Friday, September 18, 2009

Blog 1 Instructions: Option A, Indo-European

Instructions: Write a one-page poem using Indo-European roots and features from the appendix of the American Heritage Dictionary, or from other sources. Place corresponding English morphemes under the Indo-European roots. Provide a separate plain English translation. Post the poem and translation on the blog spot, no later than October 7.

1 point for Thematic Features:

How to Kill a Dragon; Praise of a Hero; The Shepherd-King; Grains and Grapes; Protecting Women, Children, & Animals; Eternal Renown; Language of Poets/ Gods; Weaver of Words.
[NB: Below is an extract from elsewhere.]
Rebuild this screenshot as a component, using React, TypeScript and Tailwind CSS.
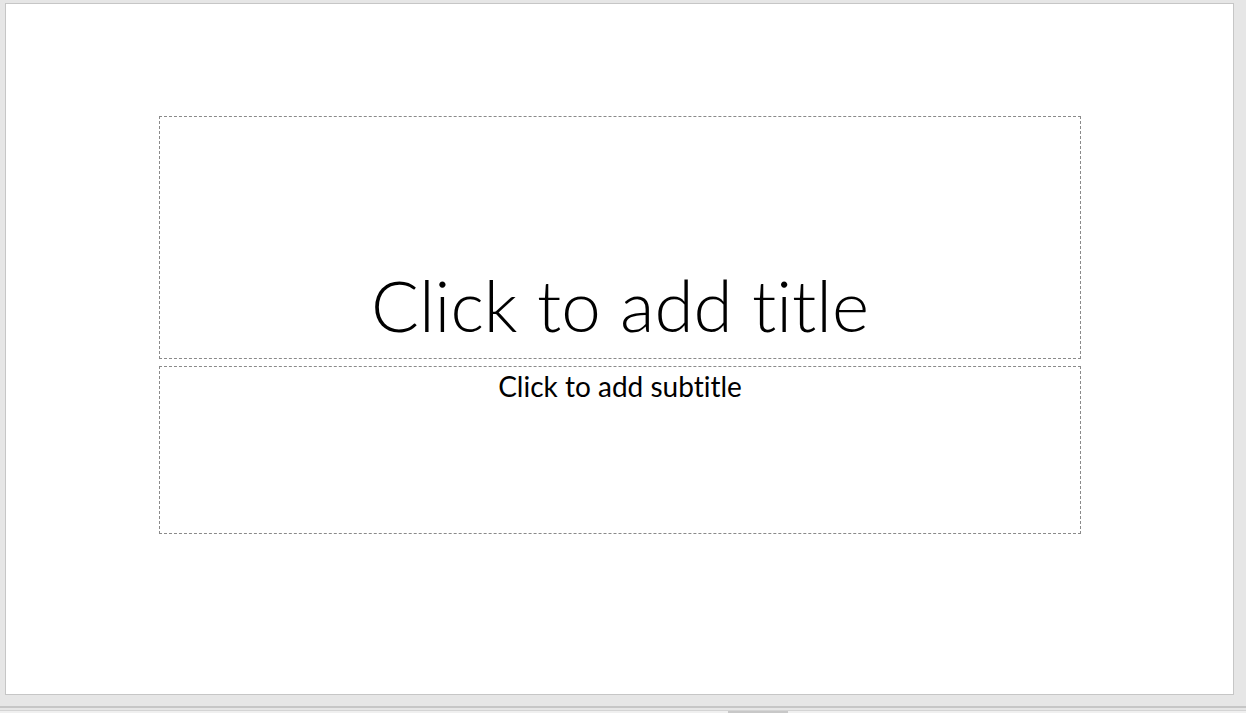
import React from 'react';

function Placeholder({ className, children }: { className: string; children: React.ReactNode }) {
  return (
    <div className={`w-[922px] border border-dashed border-[#8a8a8a] flex justify-center ${className}`}>
      {children}
    </div>
  );
}

export default function App() {
  return (
    <div className="h-[713px] w-full bg-[#e6e6e6] flex flex-col overflow-hidden [font-variant-ligatures:none]" style={{ fontFamily: 'Lato, "Open Sans", sans-serif' }}>
      {/* slide area */}
      <div className="pt-[3px] pl-[5px] pr-[12px]">
        <div className="h-[692px] w-[1229px] border border-[#c6c6c6] bg-white pt-[112px] pl-[153px] flex flex-col gap-[7px]">
          <Placeholder className="h-[243px] items-end">
            <div className="text-[71px] leading-none font-light text-black pb-[18px]">Click to add title</div>
          </Placeholder>
          <Placeholder className="h-[168px] items-start">
            <div className="text-[28px] leading-none text-black pt-[5px]">Click to add subtitle</div>
          </Placeholder>
        </div>
      </div>

      {/* bottom scroll strip */}
      <div className="mt-[11px] flex flex-col">
        <div className="h-[2px] bg-[#c6c6c6]" />
        <div className="h-[2px] bg-[#e6e6e6]" />
        <div className="h-[1px] bg-[#d4d4d4]" />
        <div className="h-[4px] bg-[#f0f0f0] relative">
          <div className="absolute left-[728px] top-0 h-full w-[60px] bg-[#c8c8c8]" />
        </div>
      </div>
    </div>
  );
}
2 points for Phonological Features:

Repetition of sounds at initial, central, and final positions within and across lines: alliteration, consonance, homeoteleuton, paramoeon, assonance, rime.

Repetition of words across lines (horizontally and/or vertically): ring-composition, word-binders, line-binders, verse-binders, frames, inversions.

2 points for Morphological & Grammatical Features:

Use of inflectional affixes for nouns and adjectives: case, number.

Use of inflectional affixes for verbs: present/past; 1st, 2nd, 3rd person; singular/plural.

1 point for Syntactic Features:

Standard SOV word order for main clauses (subject-object-verb), and flexible word order variations of the SOV order for dependent clauses.

4 points for Semantic Features:

Use 2 simple formulas (see IE poetics handout).

Use 2 complex formulas: 1 kenning and 1 merism.


Total: 10 items worth 1 point each for a total of 10 percentage points.


Indo-European Literary Features
from How to Kill a Dragon by Calvert Watkins

1. (p.38) Two different levels within the lexicon of a language:

“language of the gods” “language of men”
aesthetically marked aesthetically unmarked
language of poets (early Irish bérla na filed) language of prose
“tongue of angels” (1 Corinthians 13:1) “tongue of men”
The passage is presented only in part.